Does your own garden reflect the book?

My own garden is a very hardworking space. For my work it has to have a lot going on and something looking good at all times, but it is also my lab, in which I experiment with different plants and technique. 

I always say that it is best to design a garden with winter in mind first. All the blingy flowers and summer interest can be added later, but you’ll notice a lack of structure and winter interest very quickly if it is missing. In that sense, my garden is very much based on winter interest, and it is something that I focus on continually, with a view to strengthening and improving it with each year that passes.

Gardeners get inspiration from other gardens, both locally and further afield. So which winter gardens would you recommend visiting?

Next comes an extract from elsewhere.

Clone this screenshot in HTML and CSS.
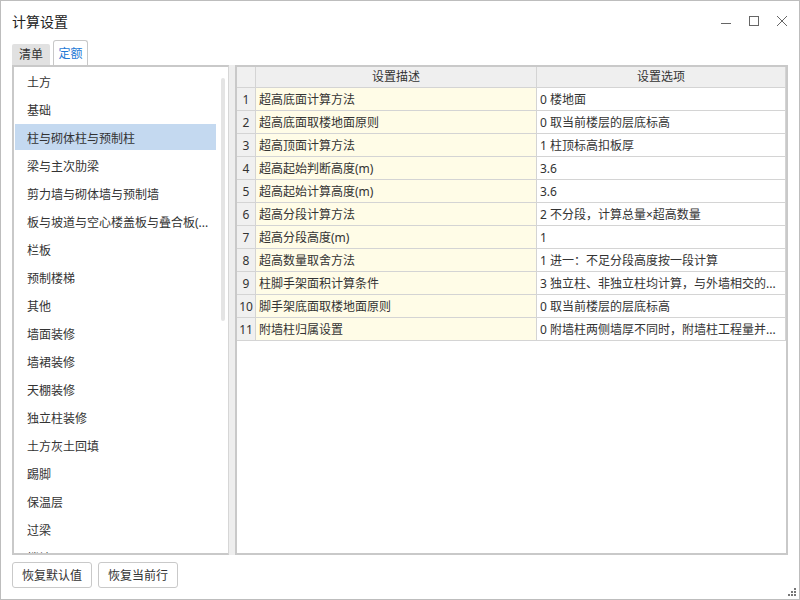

 Winter gardens often use a similar palette of plants and while it is hard to fault white birch and bright red Cornus alba ‘Sibirica’ it is nice to see something different when visiting a garden. For me, Welford Park in Berkshire with its magnificent snowdrop wood really has the wow factor, while the Winter Walk at RHS Wisley is really well thought out, using reflections in the lake and the height of surrounding trees to great effect, as well as exploring colour and scent. Another really good winter garden is at Bodnant in North Wales. This is a great overall garden with lots to offer in its mature tree and shrub collection, but there is an inventiveness about the planting ideas in the winter garden there, which as a gardener looking for fresh ideas is really useful.